- **Work required**: Write out the material exactly, with the pictures left out.

START

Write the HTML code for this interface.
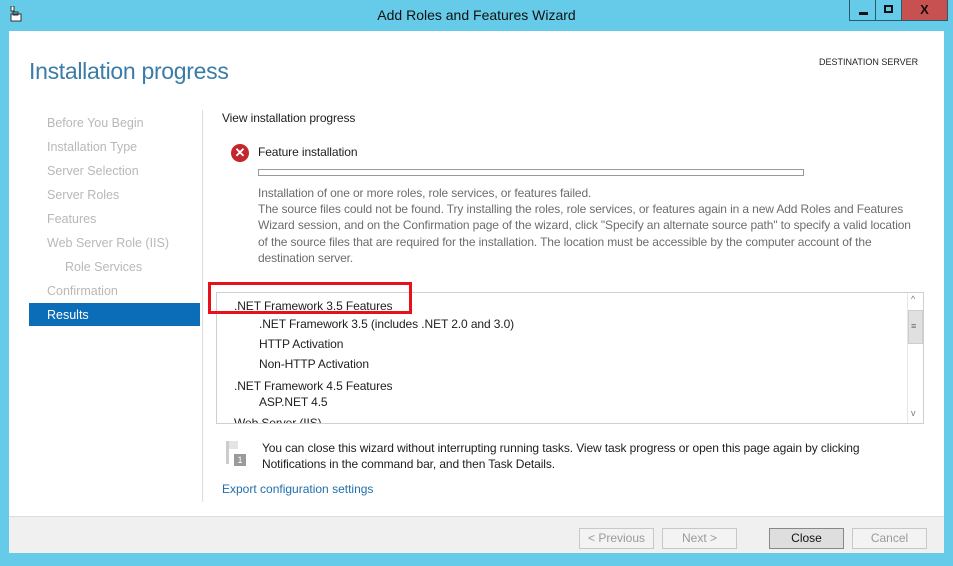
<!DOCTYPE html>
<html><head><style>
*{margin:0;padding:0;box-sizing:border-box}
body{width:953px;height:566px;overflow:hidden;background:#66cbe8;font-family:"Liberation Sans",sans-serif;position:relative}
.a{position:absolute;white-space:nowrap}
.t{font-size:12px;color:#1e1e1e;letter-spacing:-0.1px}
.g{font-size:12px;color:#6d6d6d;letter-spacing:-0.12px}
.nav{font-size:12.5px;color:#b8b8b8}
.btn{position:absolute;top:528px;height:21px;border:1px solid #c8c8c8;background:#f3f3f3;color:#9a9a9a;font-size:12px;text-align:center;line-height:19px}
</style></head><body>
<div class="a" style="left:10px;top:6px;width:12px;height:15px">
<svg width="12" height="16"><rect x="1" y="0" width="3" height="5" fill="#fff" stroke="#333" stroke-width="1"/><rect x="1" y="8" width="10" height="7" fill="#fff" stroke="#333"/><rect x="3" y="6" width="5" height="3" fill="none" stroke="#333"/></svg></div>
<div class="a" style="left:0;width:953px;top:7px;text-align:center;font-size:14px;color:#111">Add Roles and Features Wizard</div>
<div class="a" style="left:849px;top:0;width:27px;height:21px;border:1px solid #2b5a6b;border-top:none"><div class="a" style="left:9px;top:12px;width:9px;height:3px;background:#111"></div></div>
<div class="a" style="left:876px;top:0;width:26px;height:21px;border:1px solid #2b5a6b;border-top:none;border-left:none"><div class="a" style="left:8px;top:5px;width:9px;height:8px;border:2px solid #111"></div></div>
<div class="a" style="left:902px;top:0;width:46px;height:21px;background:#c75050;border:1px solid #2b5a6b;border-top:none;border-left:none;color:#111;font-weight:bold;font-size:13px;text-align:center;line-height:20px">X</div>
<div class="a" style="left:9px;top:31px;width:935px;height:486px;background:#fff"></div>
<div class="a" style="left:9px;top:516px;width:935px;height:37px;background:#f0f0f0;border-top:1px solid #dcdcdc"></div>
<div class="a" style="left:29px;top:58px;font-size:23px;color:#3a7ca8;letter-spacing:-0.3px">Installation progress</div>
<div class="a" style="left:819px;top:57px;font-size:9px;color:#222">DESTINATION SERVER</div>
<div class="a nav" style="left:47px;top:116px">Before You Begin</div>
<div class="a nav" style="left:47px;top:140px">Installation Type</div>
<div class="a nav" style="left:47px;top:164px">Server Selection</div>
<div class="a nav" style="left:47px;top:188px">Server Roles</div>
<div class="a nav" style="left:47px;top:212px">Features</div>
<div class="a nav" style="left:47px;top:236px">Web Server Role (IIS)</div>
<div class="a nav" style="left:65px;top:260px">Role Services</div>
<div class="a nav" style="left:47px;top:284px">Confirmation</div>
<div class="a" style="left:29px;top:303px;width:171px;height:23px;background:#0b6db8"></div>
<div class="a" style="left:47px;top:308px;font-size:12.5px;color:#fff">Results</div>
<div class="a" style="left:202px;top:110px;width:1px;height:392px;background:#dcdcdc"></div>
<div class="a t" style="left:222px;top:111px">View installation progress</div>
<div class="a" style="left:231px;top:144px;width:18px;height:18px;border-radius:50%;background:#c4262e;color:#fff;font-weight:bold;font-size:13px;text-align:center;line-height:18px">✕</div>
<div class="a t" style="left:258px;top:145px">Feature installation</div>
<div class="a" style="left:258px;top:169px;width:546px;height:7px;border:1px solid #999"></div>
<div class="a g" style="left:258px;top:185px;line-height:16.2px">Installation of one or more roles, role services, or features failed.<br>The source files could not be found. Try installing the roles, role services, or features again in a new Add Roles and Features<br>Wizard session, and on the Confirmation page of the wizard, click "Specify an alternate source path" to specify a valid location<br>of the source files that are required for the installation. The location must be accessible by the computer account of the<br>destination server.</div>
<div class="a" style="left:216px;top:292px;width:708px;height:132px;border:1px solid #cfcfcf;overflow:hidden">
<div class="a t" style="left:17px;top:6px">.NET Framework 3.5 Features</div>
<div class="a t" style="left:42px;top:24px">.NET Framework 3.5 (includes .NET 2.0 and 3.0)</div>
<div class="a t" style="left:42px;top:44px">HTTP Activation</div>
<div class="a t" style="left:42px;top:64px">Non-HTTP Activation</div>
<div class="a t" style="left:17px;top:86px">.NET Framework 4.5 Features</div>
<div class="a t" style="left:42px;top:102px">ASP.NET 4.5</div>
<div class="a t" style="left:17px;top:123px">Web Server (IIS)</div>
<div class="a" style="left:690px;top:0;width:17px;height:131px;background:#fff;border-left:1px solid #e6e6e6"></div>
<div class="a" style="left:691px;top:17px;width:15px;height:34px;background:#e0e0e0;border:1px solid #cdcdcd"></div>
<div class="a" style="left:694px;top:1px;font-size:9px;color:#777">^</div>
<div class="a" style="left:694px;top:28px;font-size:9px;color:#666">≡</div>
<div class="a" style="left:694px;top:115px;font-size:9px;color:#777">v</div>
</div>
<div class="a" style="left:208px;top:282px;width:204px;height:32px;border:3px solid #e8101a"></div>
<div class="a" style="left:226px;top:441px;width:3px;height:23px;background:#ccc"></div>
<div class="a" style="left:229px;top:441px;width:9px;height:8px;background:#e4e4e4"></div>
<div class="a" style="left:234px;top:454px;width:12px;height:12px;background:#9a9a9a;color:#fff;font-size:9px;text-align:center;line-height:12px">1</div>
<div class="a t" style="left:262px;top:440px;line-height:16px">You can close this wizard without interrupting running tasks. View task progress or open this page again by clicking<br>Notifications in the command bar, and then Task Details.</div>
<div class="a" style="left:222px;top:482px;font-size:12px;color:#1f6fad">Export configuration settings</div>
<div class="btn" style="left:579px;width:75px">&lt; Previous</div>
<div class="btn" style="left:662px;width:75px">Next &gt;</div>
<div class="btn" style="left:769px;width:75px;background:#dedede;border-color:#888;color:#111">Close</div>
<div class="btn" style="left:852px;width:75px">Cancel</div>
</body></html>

END

- **Exercise response**:
Write the HTML code for this interface.
<!DOCTYPE html>
<html><head><style>
*{margin:0;padding:0;box-sizing:border-box}
body{width:953px;height:566px;overflow:hidden;background:#66cbe8;font-family:"Liberation Sans",sans-serif;position:relative}
.a{position:absolute;white-space:nowrap}
.t{font-size:12px;color:#1e1e1e;letter-spacing:-0.1px}
.g{font-size:12px;color:#6d6d6d;letter-spacing:-0.12px}
.nav{font-size:12.5px;color:#b8b8b8}
.btn{position:absolute;top:528px;height:21px;border:1px solid #c8c8c8;background:#f3f3f3;color:#9a9a9a;font-size:12px;text-align:center;line-height:19px}
</style></head><body>
<div class="a" style="left:10px;top:6px;width:12px;height:15px">
<svg width="12" height="16"><rect x="1" y="0" width="3" height="5" fill="#fff" stroke="#333" stroke-width="1"/><rect x="1" y="8" width="10" height="7" fill="#fff" stroke="#333"/><rect x="3" y="6" width="5" height="3" fill="none" stroke="#333"/></svg></div>
<div class="a" style="left:0;width:953px;top:7px;text-align:center;font-size:14px;color:#111">Add Roles and Features Wizard</div>
<div class="a" style="left:849px;top:0;width:27px;height:21px;border:1px solid #2b5a6b;border-top:none"><div class="a" style="left:9px;top:12px;width:9px;height:3px;background:#111"></div></div>
<div class="a" style="left:876px;top:0;width:26px;height:21px;border:1px solid #2b5a6b;border-top:none;border-left:none"><div class="a" style="left:8px;top:5px;width:9px;height:8px;border:2px solid #111"></div></div>
<div class="a" style="left:902px;top:0;width:46px;height:21px;background:#c75050;border:1px solid #2b5a6b;border-top:none;border-left:none;color:#111;font-weight:bold;font-size:13px;text-align:center;line-height:20px">X</div>
<div class="a" style="left:9px;top:31px;width:935px;height:486px;background:#fff"></div>
<div class="a" style="left:9px;top:516px;width:935px;height:37px;background:#f0f0f0;border-top:1px solid #dcdcdc"></div>
<div class="a" style="left:29px;top:58px;font-size:23px;color:#3a7ca8;letter-spacing:-0.3px">Installation progress</div>
<div class="a" style="left:819px;top:57px;font-size:9px;color:#222">DESTINATION SERVER</div>
<div class="a nav" style="left:47px;top:116px">Before You Begin</div>
<div class="a nav" style="left:47px;top:140px">Installation Type</div>
<div class="a nav" style="left:47px;top:164px">Server Selection</div>
<div class="a nav" style="left:47px;top:188px">Server Roles</div>
<div class="a nav" style="left:47px;top:212px">Features</div>
<div class="a nav" style="left:47px;top:236px">Web Server Role (IIS)</div>
<div class="a nav" style="left:65px;top:260px">Role Services</div>
<div class="a nav" style="left:47px;top:284px">Confirmation</div>
<div class="a" style="left:29px;top:303px;width:171px;height:23px;background:#0b6db8"></div>
<div class="a" style="left:47px;top:308px;font-size:12.5px;color:#fff">Results</div>
<div class="a" style="left:202px;top:110px;width:1px;height:392px;background:#dcdcdc"></div>
<div class="a t" style="left:222px;top:111px">View installation progress</div>
<div class="a" style="left:231px;top:144px;width:18px;height:18px;border-radius:50%;background:#c4262e;color:#fff;font-weight:bold;font-size:13px;text-align:center;line-height:18px">✕</div>
<div class="a t" style="left:258px;top:145px">Feature installation</div>
<div class="a" style="left:258px;top:169px;width:546px;height:7px;border:1px solid #999"></div>
<div class="a g" style="left:258px;top:185px;line-height:16.2px">Installation of one or more roles, role services, or features failed.<br>The source files could not be found. Try installing the roles, role services, or features again in a new Add Roles and Features<br>Wizard session, and on the Confirmation page of the wizard, click "Specify an alternate source path" to specify a valid location<br>of the source files that are required for the installation. The location must be accessible by the computer account of the<br>destination server.</div>
<div class="a" style="left:216px;top:292px;width:708px;height:132px;border:1px solid #cfcfcf;overflow:hidden">
<div class="a t" style="left:17px;top:6px">.NET Framework 3.5 Features</div>
<div class="a t" style="left:42px;top:24px">.NET Framework 3.5 (includes .NET 2.0 and 3.0)</div>
<div class="a t" style="left:42px;top:44px">HTTP Activation</div>
<div class="a t" style="left:42px;top:64px">Non-HTTP Activation</div>
<div class="a t" style="left:17px;top:86px">.NET Framework 4.5 Features</div>
<div class="a t" style="left:42px;top:102px">ASP.NET 4.5</div>
<div class="a t" style="left:17px;top:123px">Web Server (IIS)</div>
<div class="a" style="left:690px;top:0;width:17px;height:131px;background:#fff;border-left:1px solid #e6e6e6"></div>
<div class="a" style="left:691px;top:17px;width:15px;height:34px;background:#e0e0e0;border:1px solid #cdcdcd"></div>
<div class="a" style="left:694px;top:1px;font-size:9px;color:#777">^</div>
<div class="a" style="left:694px;top:28px;font-size:9px;color:#666">≡</div>
<div class="a" style="left:694px;top:115px;font-size:9px;color:#777">v</div>
</div>
<div class="a" style="left:208px;top:282px;width:204px;height:32px;border:3px solid #e8101a"></div>
<div class="a" style="left:226px;top:441px;width:3px;height:23px;background:#ccc"></div>
<div class="a" style="left:229px;top:441px;width:9px;height:8px;background:#e4e4e4"></div>
<div class="a" style="left:234px;top:454px;width:12px;height:12px;background:#9a9a9a;color:#fff;font-size:9px;text-align:center;line-height:12px">1</div>
<div class="a t" style="left:262px;top:440px;line-height:16px">You can close this wizard without interrupting running tasks. View task progress or open this page again by clicking<br>Notifications in the command bar, and then Task Details.</div>
<div class="a" style="left:222px;top:482px;font-size:12px;color:#1f6fad">Export configuration settings</div>
<div class="btn" style="left:579px;width:75px">&lt; Previous</div>
<div class="btn" style="left:662px;width:75px">Next &gt;</div>
<div class="btn" style="left:769px;width:75px;background:#dedede;border-color:#888;color:#111">Close</div>
<div class="btn" style="left:852px;width:75px">Cancel</div>
</body></html>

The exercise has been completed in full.